Google and the U.S. Justice Department are close to an agreement that will clear the search giant’s $700 million acquisition of flight-data firm ITA Software in return for granting federal regulators the authority to monitor a part of its operations.

“Google and the Justice Department are close to an agreement that would clear the search giant’s $700 million acquisition of ITA Software,” The Wall Street Journal reported citing a source.

The proposed agreement is not final, and could fall apart, the report noted.

In case, Google and the Justice Department clinch the deal, it would mark a turning point for the company in its rapid growth from a Silicon Valley start-up to a digital giant so powerful that it is drawing the sort of government scrutiny accorded to AT&T and Microsoft in earlier decades.

The proposed agreement would for the first time allow government anti-trust monitoring of a part of Google’s operations to assure that the company does not unfairly use its control of ITA’s airline data to put rivals at a disadvantage, the report said citing sources.

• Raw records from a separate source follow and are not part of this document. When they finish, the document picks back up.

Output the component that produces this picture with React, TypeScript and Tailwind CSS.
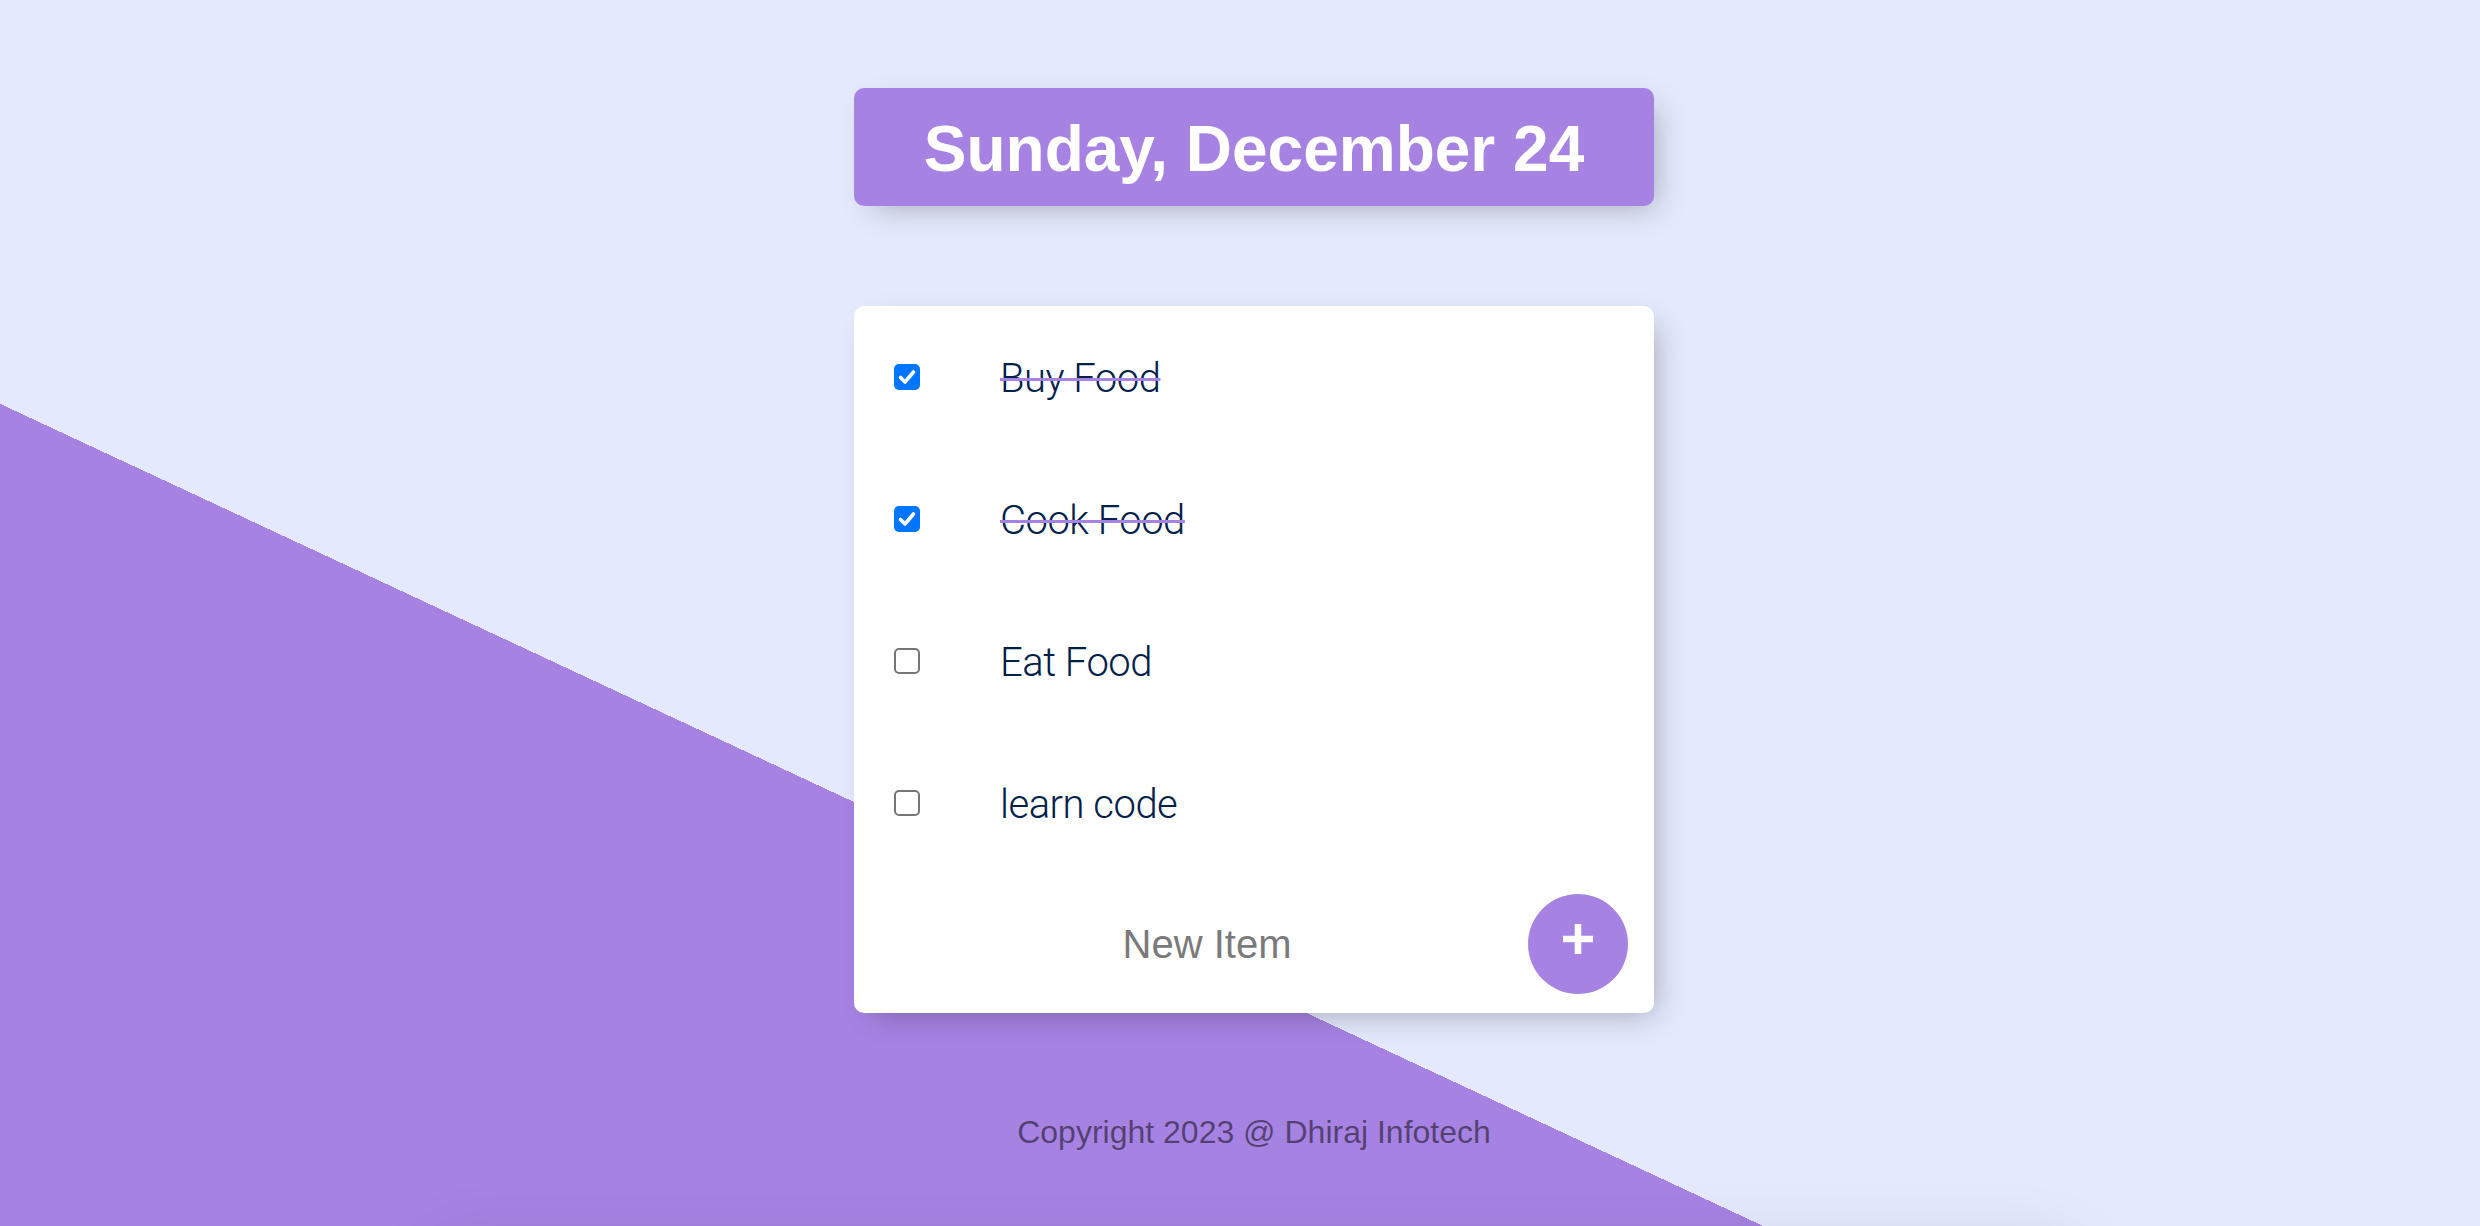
import { useState } from "react";

type Todo = { id: number; text: string; done: boolean };

const initial: Todo[] = [
  { id: 1, text: "Buy Food", done: true },
  { id: 2, text: "Cook Food", done: true },
  { id: 3, text: "Eat Food", done: false },
  { id: 4, text: "learn code", done: false },
];

/** Mac-Chrome-looking checkbox, drawn at 2x. */
function Check({ checked, onToggle }: { checked: boolean; onToggle: () => void }) {
  return (
    <button
      type="button"
      onClick={onToggle}
      className={`mx-[40px] flex h-[26px] w-[26px] shrink-0 items-center justify-center rounded-[5px] ${
        checked ? "bg-[#0075ff]" : "border-[2.5px] border-[#767676] bg-white"
      }`}
    >
      {checked && (
        <svg viewBox="0 0 26 26" className="h-[26px] w-[26px]" fill="none">
          <path
            d="M6.5 13.5l4.5 4.5 8.5-10"
            stroke="white"
            strokeWidth="3.6"
            strokeLinecap="round"
            strokeLinejoin="round"
          />
        </svg>
      )}
    </button>
  );
}

export default function App() {
  const [todos, setTodos] = useState<Todo[]>(initial);

  const toggle = (id: number) =>
    setTodos((t) => t.map((x) => (x.id === id ? { ...x, done: !x.done } : x)));

  return (
    <div className="h-[1226px] overflow-hidden bg-[#E4E9FD] bg-[linear-gradient(25deg,#A683E3_50%,#E4E9FD_50%)] bg-[length:100%_1964px] bg-top bg-no-repeat font-['Liberation_Sans',Arial,sans-serif]">
      <div className="flex flex-col items-center pl-[28px] pt-[88px]">
        {/* Date heading */}
        <div className="flex h-[118px] w-[800px] items-center justify-center rounded-[10px] bg-[#A683E3] shadow-[10px_10px_30px_-10px_rgba(0,0,0,0.3)]">
          <h1 className="pt-[4px] text-[64px] font-bold leading-none text-white">
            Sunday, December 24
          </h1>
        </div>

        {/* List */}
        <div className="mt-[100px] w-[800px] rounded-[10px] bg-white shadow-[10px_10px_30px_-10px_rgba(0,0,0,0.3)]">
          {todos.map((t) => (
            <div key={t.id} className="flex h-[142px] items-center">
              <Check checked={t.done} onToggle={() => toggle(t.id)} />
              <p
                className={`pl-[40px] pt-[3px] font-['Roboto',sans-serif] text-[40px] font-light tracking-[-0.5px] text-[#00204a] ${
                  t.done
                    ? "line-through [text-decoration-color:#A683E3] [text-decoration-thickness:3px]"
                    : ""
                }`}
              >
                {t.text}
              </p>
            </div>
          ))}

          <form
            className="flex h-[139px] items-center pl-[40px]"
            onSubmit={(e) => e.preventDefault()}
          >
            <input
              type="text"
              placeholder="New Item"
              className="h-[120px] w-[626px] bg-transparent pt-[2px] text-center font-['Liberation_Sans',Arial,sans-serif] text-[40px] text-[#00204a] outline-none placeholder:text-[#7a7a7a]"
            />
            <button
              type="submit"
              className="ml-[8px] flex h-[100px] w-[100px] items-center justify-center rounded-full bg-[#A683E3] pb-[10px]"
            >
              <svg viewBox="0 0 30 30" className="h-[30px] w-[30px]" fill="none">
                <path d="M15 0v30M0 15h30" stroke="white" strokeWidth="6.5" />
              </svg>
            </button>
          </form>
        </div>

        <footer className="mt-[101px] text-center text-[32px] leading-[37px] text-black/50">
          Copyright 2023 @ Dhiraj Infotech
        </footer>

        {/* shadow of the next block, just below the fold */}
        <div className="mt-[96px] h-[200px] w-[1640px] shrink-0 rounded-[20px] shadow-[0_0_70px_rgba(0,0,0,0.12)]" />
      </div>
    </div>
  );
}
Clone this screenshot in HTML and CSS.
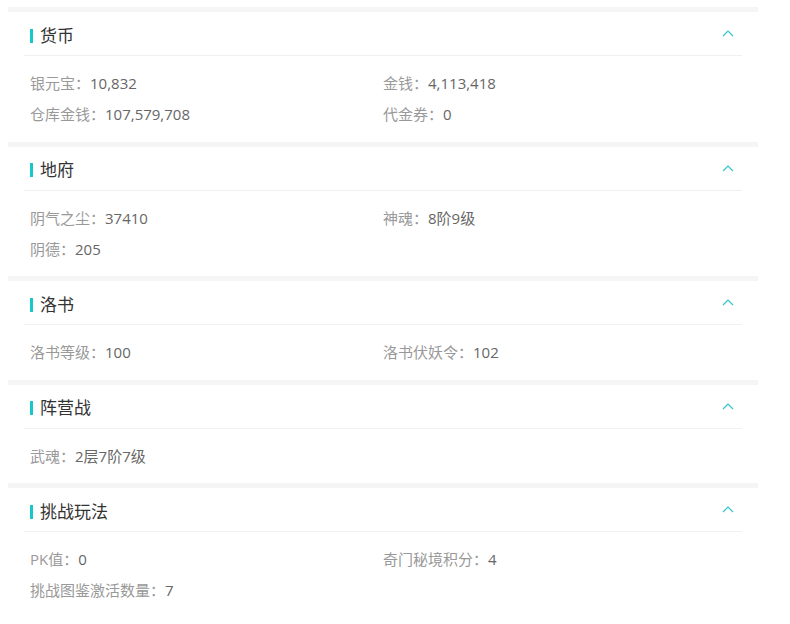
FILE: index.html
```html
<!DOCTYPE html>
<html lang="zh-CN">
<head>
  <meta charset="UTF-8" />
  <meta name="viewport" content="width=device-width, initial-scale=1.0">
  <title>角色信息</title>
  <link rel="stylesheet" href="styles.css">
</head>
<body>
  <div class="panel-list">
    <div class="panel">
      <div class="panel-head">
        <span class="panel-title">货币</span>
        <svg class="arrow" width="12" height="7" viewBox="0 0 12 7"><path d="M1 6 L6 1 L11 6" fill="none" stroke="#2fc6cc" stroke-width="1.2"/></svg>
      </div>
      <div class="panel-body">
        <div class="item"><span class="label">银元宝：</span><span class="value">10,832</span></div>
        <div class="item"><span class="label">金钱：</span><span class="value">4,113,418</span></div>
        <div class="item"><span class="label">仓库金钱：</span><span class="value">107,579,708</span></div>
        <div class="item"><span class="label">代金券：</span><span class="value">0</span></div>
      </div>
    </div>

    <div class="panel">
      <div class="panel-head">
        <span class="panel-title">地府</span>
        <svg class="arrow" width="12" height="7" viewBox="0 0 12 7"><path d="M1 6 L6 1 L11 6" fill="none" stroke="#2fc6cc" stroke-width="1.2"/></svg>
      </div>
      <div class="panel-body">
        <div class="item"><span class="label">阴气之尘：</span><span class="value">37410</span></div>
        <div class="item"><span class="label">神魂：</span><span class="value">8阶9级</span></div>
        <div class="item"><span class="label">阴德：</span><span class="value">205</span></div>
      </div>
    </div>

    <div class="panel">
      <div class="panel-head">
        <span class="panel-title">洛书</span>
        <svg class="arrow" width="12" height="7" viewBox="0 0 12 7"><path d="M1 6 L6 1 L11 6" fill="none" stroke="#2fc6cc" stroke-width="1.2"/></svg>
      </div>
      <div class="panel-body">
        <div class="item"><span class="label">洛书等级：</span><span class="value">100</span></div>
        <div class="item"><span class="label">洛书伏妖令：</span><span class="value">102</span></div>
      </div>
    </div>

    <div class="panel">
      <div class="panel-head">
        <span class="panel-title">阵营战</span>
        <svg class="arrow" width="12" height="7" viewBox="0 0 12 7"><path d="M1 6 L6 1 L11 6" fill="none" stroke="#2fc6cc" stroke-width="1.2"/></svg>
      </div>
      <div class="panel-body">
        <div class="item"><span class="label">武魂：</span><span class="value">2层7阶7级</span></div>
      </div>
    </div>

    <div class="panel">
      <div class="panel-head">
        <span class="panel-title">挑战玩法</span>
        <svg class="arrow" width="12" height="7" viewBox="0 0 12 7"><path d="M1 6 L6 1 L11 6" fill="none" stroke="#2fc6cc" stroke-width="1.2"/></svg>
      </div>
      <div class="panel-body">
        <div class="item"><span class="label">PK值：</span><span class="value">0</span></div>
        <div class="item"><span class="label">奇门秘境积分：</span><span class="value">4</span></div>
        <div class="item"><span class="label">挑战图鉴激活数量：</span><span class="value">7</span></div>
      </div>
    </div>
  </div>
</body>
</html>
```

FILE: styles.css
```css
body {
  font-family: "Open Sans", "Noto Sans CJK SC", sans-serif;
  background-color: #ffffff;
  margin: 0;
  padding: 0;
}
.panel-list {
  width: 750px;
  margin: 7px 0 0 8px;
  padding-top: 5px;
  background-color: #f5f5f5;
}
.panel {
  background-color: #ffffff;
  margin-bottom: 5px;
  padding: 0 16px;
}
.panel-head {
  height: 43px;
  display: flex;
  align-items: center;
  justify-content: space-between;
  border-bottom: 1px solid #f0f0f0;
  padding: 0 8px 0 6px;
}
.panel-title {
  font-size: 17px;
  line-height: 14px;
  margin-top: 4px;
  color: #333;
  border-left: 3px solid #16c8c8;
  padding-left: 7px;
}
.arrow {
  display: block;
}
.panel-body {
  display: grid;
  grid-template-columns: 1fr 1fr;
  padding: 12px 6px 11.5px;
}
.item {
  height: 31px;
  line-height: 31px;
  font-size: 15px;
  white-space: nowrap;
}
.label {
  color: #999;
}
.value {
  color: #666;
}
```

The proposed monitoring could set a benchmark for future Google acquisitions. The company, having once conceded that U.S. regulators could oversee its behaviour on a continuing basis, would be more likely to face antitrust enforcers’ demands to accept such terms again, the report said.

The company has been facing growing pressure from authorities in the U.S. and Europe on both anti-trust and privacy matters.

Last week, Google agreed to submit independent privacy audits for the next 20 years as part of a legal settlement with the Federal Trade Commission of claims it violated users’ privacy at its social network, Buzz, the daily pointed out.

According to the publication, spokespersons for Google, ITA and the Justice Department declined comment.